EXERCISE GOAL: Only the pictures are omitted; repeat all other data exactly.
◆ ◆ ◆ ◆ ◆
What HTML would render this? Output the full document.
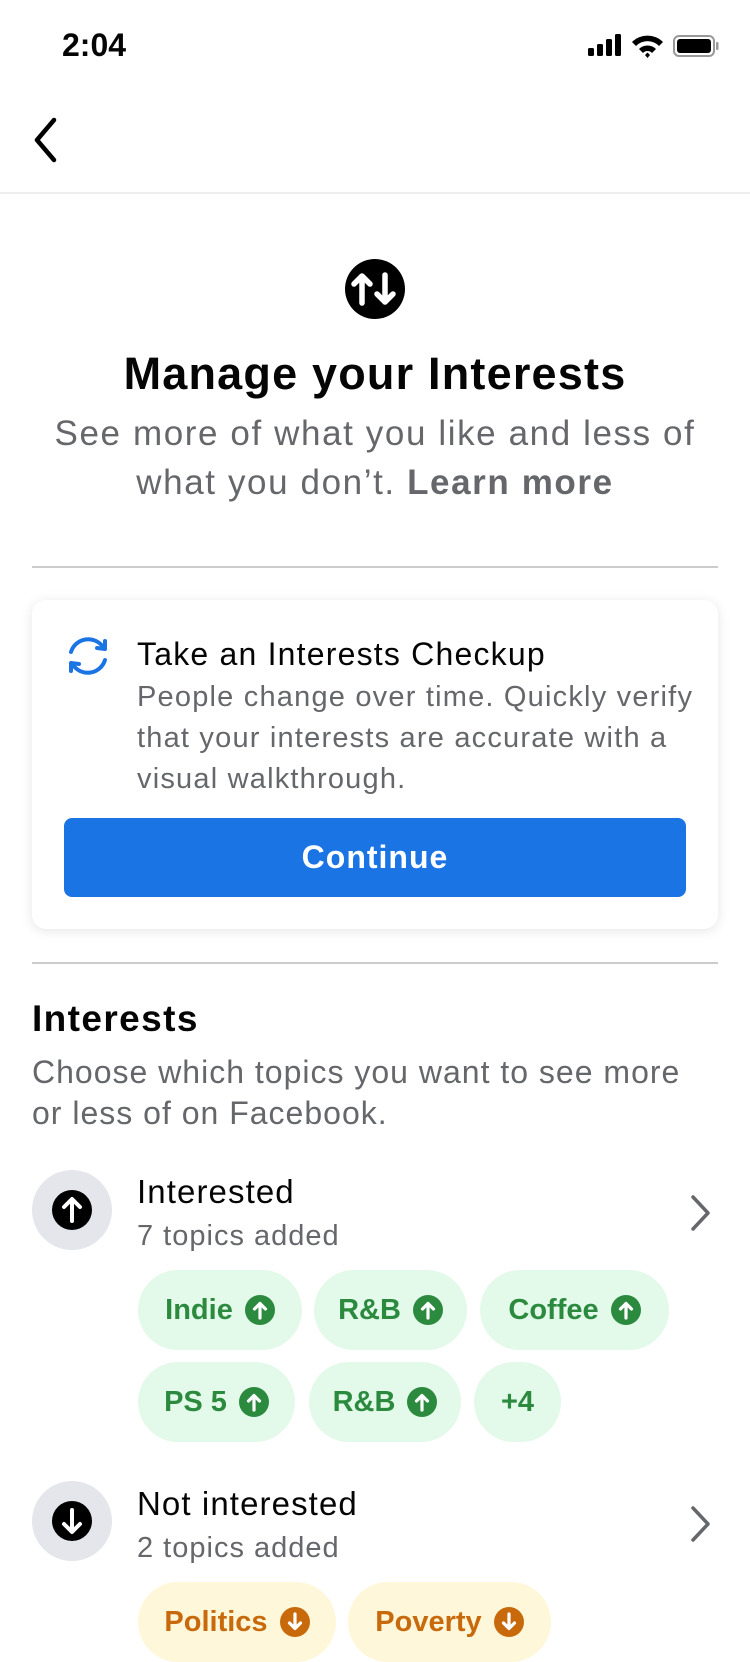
<!DOCTYPE html>
<html><head><meta charset="utf-8"><style>
*{margin:0;padding:0;box-sizing:border-box}
body{width:750px;height:1624px;background:#fff;font-family:"Liberation Sans",sans-serif;position:relative;overflow:hidden;color:#050505}
.a{position:absolute;white-space:nowrap}
.chip{position:absolute;height:80px;border-radius:40px;background:#e3faea;color:#2c8a3f;font-size:29px;font-weight:bold;display:flex;align-items:center;justify-content:center;gap:12px}
.chip.y{background:#fff7d9;color:#c86a0c}
.ci{width:30px;height:30px;border-radius:50%;background:#2c8a3f;display:inline-block;position:relative}
.y .ci{background:#c86a0c}
</style></head><body>
<div class="a" style="left:62px;top:27px;font-size:32px;font-weight:bold">2:04</div>
<svg class="a" style="left:585px;top:30px" width="140" height="32" viewBox="585 30 140 32">
<rect x="588" y="48" width="6" height="8" rx="1.5"/><rect x="597" y="44" width="6" height="12" rx="1.5"/><rect x="606" y="39" width="6" height="17" rx="1.5"/><rect x="615" y="34" width="6" height="22" rx="1.5"/>
<path d="M632 42 A22 22 0 0 1 663 42 L659 46 A16 16 0 0 0 636 46Z"/><path d="M639 49 A12 12 0 0 1 656 49 L652 53 A6 6 0 0 0 643 53Z"/><path d="M645 55 L647.5 52.5 L650 55 L647.5 58Z"/>
<rect x="674" y="36" width="40" height="20" rx="5" fill="none" stroke="#999" stroke-width="2"/><rect x="677" y="39" width="34" height="14" rx="3"/><rect x="716" y="42" width="2.5" height="8" rx="1" fill="#999"/>
</svg>
<svg class="a" style="left:28px;top:116px" width="40" height="50"><path d="M26 4 L9 24 L26 44" fill="none" stroke="#000" stroke-width="4.5" stroke-linecap="round" stroke-linejoin="round"/></svg>
<div class="a" style="left:0;top:192px;width:750px;height:2px;background:#eee"></div>
<svg class="a" style="left:345px;top:259px" width="60" height="60" viewBox="0 0 60 60"><circle cx="30" cy="30" r="30"/><path d="M17 44V18M9 25L17 17L25 25M40 16V42M32 35L40 43L48 35" fill="none" stroke="#fff" stroke-width="5.5" stroke-linecap="round" stroke-linejoin="round"/></svg>
<div class="a" style="left:0;width:750px;text-align:center;top:348px;font-size:45px;font-weight:bold;letter-spacing:1.2px">Manage your Interests</div>
<div class="a" style="left:0;width:750px;text-align:center;top:409px;font-size:35px;color:#65676b;line-height:49px;letter-spacing:1.6px">See more of what you like and less of<br>what you don’t. <b>Learn more</b></div>
<div class="a" style="left:32px;top:566px;width:686px;height:2px;background:#ccc"></div>
<div class="a" style="left:32px;top:600px;width:686px;height:329px;border-radius:14px;background:#fff;box-shadow:0 2px 12px rgba(0,0,0,.1)"></div>
<svg class="a" style="left:64px;top:632px" width="48" height="48" viewBox="0 0 48 48"><path d="M39 15 A18 18 0 0 0 7 20 M9 33 A18 18 0 0 0 41 28" fill="none" stroke="#1b74e4" stroke-width="4" stroke-linecap="round"/><path d="M33 16 L41 17 L41 9 M15 32 L7 31 L7 39" fill="none" stroke="#1b74e4" stroke-width="4" stroke-linecap="round" stroke-linejoin="round"/></svg>
<div class="a" style="left:137px;top:636px;font-size:32px;letter-spacing:1.2px">Take an Interests Checkup</div>
<div class="a" style="left:137px;top:677px;font-size:29px;color:#65676b;line-height:41px;letter-spacing:1.2px">People change over time. Quickly verify<br>that your interests are accurate with a<br>visual walkthrough.</div>
<div class="a" style="left:64px;top:818px;width:622px;height:79px;border-radius:8px;background:#1b74e4;color:#fff;font-size:32px;font-weight:bold;letter-spacing:1px;display:flex;align-items:center;justify-content:center">Continue</div>
<div class="a" style="left:32px;top:962px;width:686px;height:2px;background:#ccc"></div>
<div class="a" style="left:32px;top:998px;font-size:37px;font-weight:bold;letter-spacing:1.4px">Interests</div>
<div class="a" style="left:32px;top:1052px;font-size:32px;color:#65676b;line-height:41px;letter-spacing:1px">Choose which topics you want to see more<br>or less of on Facebook.</div>

<svg class="a" style="left:32px;top:1170px" width="80" height="80"><circle cx="40" cy="40" r="40" fill="#e4e6eb"/><circle cx="40" cy="40" r="20"/><path d="M40 51V30M32 37L40 29L48 37" fill="none" stroke="#fff" stroke-width="4" stroke-linecap="round" stroke-linejoin="round"/></svg>
<div class="a" style="left:137px;top:1173px;font-size:33px;letter-spacing:1.1px">Interested</div>
<div class="a" style="left:137px;top:1220px;font-size:29px;color:#65676b;letter-spacing:1px">7 topics added</div>
<svg class="a" style="left:688px;top:1194px" width="26" height="38"><path d="M5 3L20 19L5 35" fill="none" stroke="#65676b" stroke-width="3.5" stroke-linecap="round" stroke-linejoin="round"/></svg>

<svg width="0" height="0" style="position:absolute"><defs><symbol id="up" viewBox="0 0 30 30"><path d="M15 23V9M9.5 14L15 8.5L20.5 14" fill="none" stroke="#fff" stroke-width="3.2" stroke-linecap="round" stroke-linejoin="round"/></symbol><symbol id="dn" viewBox="0 0 30 30"><path d="M15 7V21M9.5 16L15 21.5L20.5 16" fill="none" stroke="#fff" stroke-width="3.2" stroke-linecap="round" stroke-linejoin="round"/></symbol></defs></svg>

<div class="chip" style="left:138px;top:1270px;width:164px">Indie <span class="ci"><svg width="30" height="30"><use href="#up"/></svg></span></div>
<div class="chip" style="left:314px;top:1270px;width:153px">R&amp;B <span class="ci"><svg width="30" height="30"><use href="#up"/></svg></span></div>
<div class="chip" style="left:480px;top:1270px;width:189px">Coffee <span class="ci"><svg width="30" height="30"><use href="#up"/></svg></span></div>
<div class="chip" style="left:138px;top:1362px;width:157px">PS 5 <span class="ci"><svg width="30" height="30"><use href="#up"/></svg></span></div>
<div class="chip" style="left:309px;top:1362px;width:152px">R&amp;B <span class="ci"><svg width="30" height="30"><use href="#up"/></svg></span></div>
<div class="chip" style="left:474px;top:1362px;width:87px">+4</div>

<svg class="a" style="left:32px;top:1481px" width="80" height="80"><circle cx="40" cy="40" r="40" fill="#e4e6eb"/><circle cx="40" cy="40" r="20"/><path d="M40 29V50M32 43L40 51L48 43" fill="none" stroke="#fff" stroke-width="4" stroke-linecap="round" stroke-linejoin="round"/></svg>
<div class="a" style="left:137px;top:1485px;font-size:33px;letter-spacing:1.1px">Not interested</div>
<div class="a" style="left:137px;top:1532px;font-size:29px;color:#65676b;letter-spacing:1px">2 topics added</div>
<svg class="a" style="left:688px;top:1505px" width="26" height="38"><path d="M5 3L20 19L5 35" fill="none" stroke="#65676b" stroke-width="3.5" stroke-linecap="round" stroke-linejoin="round"/></svg>
<div class="chip y" style="left:138px;top:1582px;width:198px">Politics <span class="ci"><svg width="30" height="30"><use href="#dn"/></svg></span></div>
<div class="chip y" style="left:348px;top:1582px;width:203px">Poverty <span class="ci"><svg width="30" height="30"><use href="#dn"/></svg></span></div>
</body></html>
◆ ◆ ◆ ◆ ◆
RESPONSE BELOW:
What HTML would render this? Output the full document.
<!DOCTYPE html>
<html><head><meta charset="utf-8"><style>
*{margin:0;padding:0;box-sizing:border-box}
body{width:750px;height:1624px;background:#fff;font-family:"Liberation Sans",sans-serif;position:relative;overflow:hidden;color:#050505}
.a{position:absolute;white-space:nowrap}
.chip{position:absolute;height:80px;border-radius:40px;background:#e3faea;color:#2c8a3f;font-size:29px;font-weight:bold;display:flex;align-items:center;justify-content:center;gap:12px}
.chip.y{background:#fff7d9;color:#c86a0c}
.ci{width:30px;height:30px;border-radius:50%;background:#2c8a3f;display:inline-block;position:relative}
.y .ci{background:#c86a0c}
</style></head><body>
<div class="a" style="left:62px;top:27px;font-size:32px;font-weight:bold">2:04</div>
<svg class="a" style="left:585px;top:30px" width="140" height="32" viewBox="585 30 140 32">
<rect x="588" y="48" width="6" height="8" rx="1.5"/><rect x="597" y="44" width="6" height="12" rx="1.5"/><rect x="606" y="39" width="6" height="17" rx="1.5"/><rect x="615" y="34" width="6" height="22" rx="1.5"/>
<path d="M632 42 A22 22 0 0 1 663 42 L659 46 A16 16 0 0 0 636 46Z"/><path d="M639 49 A12 12 0 0 1 656 49 L652 53 A6 6 0 0 0 643 53Z"/><path d="M645 55 L647.5 52.5 L650 55 L647.5 58Z"/>
<rect x="674" y="36" width="40" height="20" rx="5" fill="none" stroke="#999" stroke-width="2"/><rect x="677" y="39" width="34" height="14" rx="3"/><rect x="716" y="42" width="2.5" height="8" rx="1" fill="#999"/>
</svg>
<svg class="a" style="left:28px;top:116px" width="40" height="50"><path d="M26 4 L9 24 L26 44" fill="none" stroke="#000" stroke-width="4.5" stroke-linecap="round" stroke-linejoin="round"/></svg>
<div class="a" style="left:0;top:192px;width:750px;height:2px;background:#eee"></div>
<svg class="a" style="left:345px;top:259px" width="60" height="60" viewBox="0 0 60 60"><circle cx="30" cy="30" r="30"/><path d="M17 44V18M9 25L17 17L25 25M40 16V42M32 35L40 43L48 35" fill="none" stroke="#fff" stroke-width="5.5" stroke-linecap="round" stroke-linejoin="round"/></svg>
<div class="a" style="left:0;width:750px;text-align:center;top:348px;font-size:45px;font-weight:bold;letter-spacing:1.2px">Manage your Interests</div>
<div class="a" style="left:0;width:750px;text-align:center;top:409px;font-size:35px;color:#65676b;line-height:49px;letter-spacing:1.6px">See more of what you like and less of<br>what you don’t. <b>Learn more</b></div>
<div class="a" style="left:32px;top:566px;width:686px;height:2px;background:#ccc"></div>
<div class="a" style="left:32px;top:600px;width:686px;height:329px;border-radius:14px;background:#fff;box-shadow:0 2px 12px rgba(0,0,0,.1)"></div>
<svg class="a" style="left:64px;top:632px" width="48" height="48" viewBox="0 0 48 48"><path d="M39 15 A18 18 0 0 0 7 20 M9 33 A18 18 0 0 0 41 28" fill="none" stroke="#1b74e4" stroke-width="4" stroke-linecap="round"/><path d="M33 16 L41 17 L41 9 M15 32 L7 31 L7 39" fill="none" stroke="#1b74e4" stroke-width="4" stroke-linecap="round" stroke-linejoin="round"/></svg>
<div class="a" style="left:137px;top:636px;font-size:32px;letter-spacing:1.2px">Take an Interests Checkup</div>
<div class="a" style="left:137px;top:677px;font-size:29px;color:#65676b;line-height:41px;letter-spacing:1.2px">People change over time. Quickly verify<br>that your interests are accurate with a<br>visual walkthrough.</div>
<div class="a" style="left:64px;top:818px;width:622px;height:79px;border-radius:8px;background:#1b74e4;color:#fff;font-size:32px;font-weight:bold;letter-spacing:1px;display:flex;align-items:center;justify-content:center">Continue</div>
<div class="a" style="left:32px;top:962px;width:686px;height:2px;background:#ccc"></div>
<div class="a" style="left:32px;top:998px;font-size:37px;font-weight:bold;letter-spacing:1.4px">Interests</div>
<div class="a" style="left:32px;top:1052px;font-size:32px;color:#65676b;line-height:41px;letter-spacing:1px">Choose which topics you want to see more<br>or less of on Facebook.</div>

<svg class="a" style="left:32px;top:1170px" width="80" height="80"><circle cx="40" cy="40" r="40" fill="#e4e6eb"/><circle cx="40" cy="40" r="20"/><path d="M40 51V30M32 37L40 29L48 37" fill="none" stroke="#fff" stroke-width="4" stroke-linecap="round" stroke-linejoin="round"/></svg>
<div class="a" style="left:137px;top:1173px;font-size:33px;letter-spacing:1.1px">Interested</div>
<div class="a" style="left:137px;top:1220px;font-size:29px;color:#65676b;letter-spacing:1px">7 topics added</div>
<svg class="a" style="left:688px;top:1194px" width="26" height="38"><path d="M5 3L20 19L5 35" fill="none" stroke="#65676b" stroke-width="3.5" stroke-linecap="round" stroke-linejoin="round"/></svg>

<svg width="0" height="0" style="position:absolute"><defs><symbol id="up" viewBox="0 0 30 30"><path d="M15 23V9M9.5 14L15 8.5L20.5 14" fill="none" stroke="#fff" stroke-width="3.2" stroke-linecap="round" stroke-linejoin="round"/></symbol><symbol id="dn" viewBox="0 0 30 30"><path d="M15 7V21M9.5 16L15 21.5L20.5 16" fill="none" stroke="#fff" stroke-width="3.2" stroke-linecap="round" stroke-linejoin="round"/></symbol></defs></svg>

<div class="chip" style="left:138px;top:1270px;width:164px">Indie <span class="ci"><svg width="30" height="30"><use href="#up"/></svg></span></div>
<div class="chip" style="left:314px;top:1270px;width:153px">R&amp;B <span class="ci"><svg width="30" height="30"><use href="#up"/></svg></span></div>
<div class="chip" style="left:480px;top:1270px;width:189px">Coffee <span class="ci"><svg width="30" height="30"><use href="#up"/></svg></span></div>
<div class="chip" style="left:138px;top:1362px;width:157px">PS 5 <span class="ci"><svg width="30" height="30"><use href="#up"/></svg></span></div>
<div class="chip" style="left:309px;top:1362px;width:152px">R&amp;B <span class="ci"><svg width="30" height="30"><use href="#up"/></svg></span></div>
<div class="chip" style="left:474px;top:1362px;width:87px">+4</div>

<svg class="a" style="left:32px;top:1481px" width="80" height="80"><circle cx="40" cy="40" r="40" fill="#e4e6eb"/><circle cx="40" cy="40" r="20"/><path d="M40 29V50M32 43L40 51L48 43" fill="none" stroke="#fff" stroke-width="4" stroke-linecap="round" stroke-linejoin="round"/></svg>
<div class="a" style="left:137px;top:1485px;font-size:33px;letter-spacing:1.1px">Not interested</div>
<div class="a" style="left:137px;top:1532px;font-size:29px;color:#65676b;letter-spacing:1px">2 topics added</div>
<svg class="a" style="left:688px;top:1505px" width="26" height="38"><path d="M5 3L20 19L5 35" fill="none" stroke="#65676b" stroke-width="3.5" stroke-linecap="round" stroke-linejoin="round"/></svg>
<div class="chip y" style="left:138px;top:1582px;width:198px">Politics <span class="ci"><svg width="30" height="30"><use href="#dn"/></svg></span></div>
<div class="chip y" style="left:348px;top:1582px;width:203px">Poverty <span class="ci"><svg width="30" height="30"><use href="#dn"/></svg></span></div>
</body></html>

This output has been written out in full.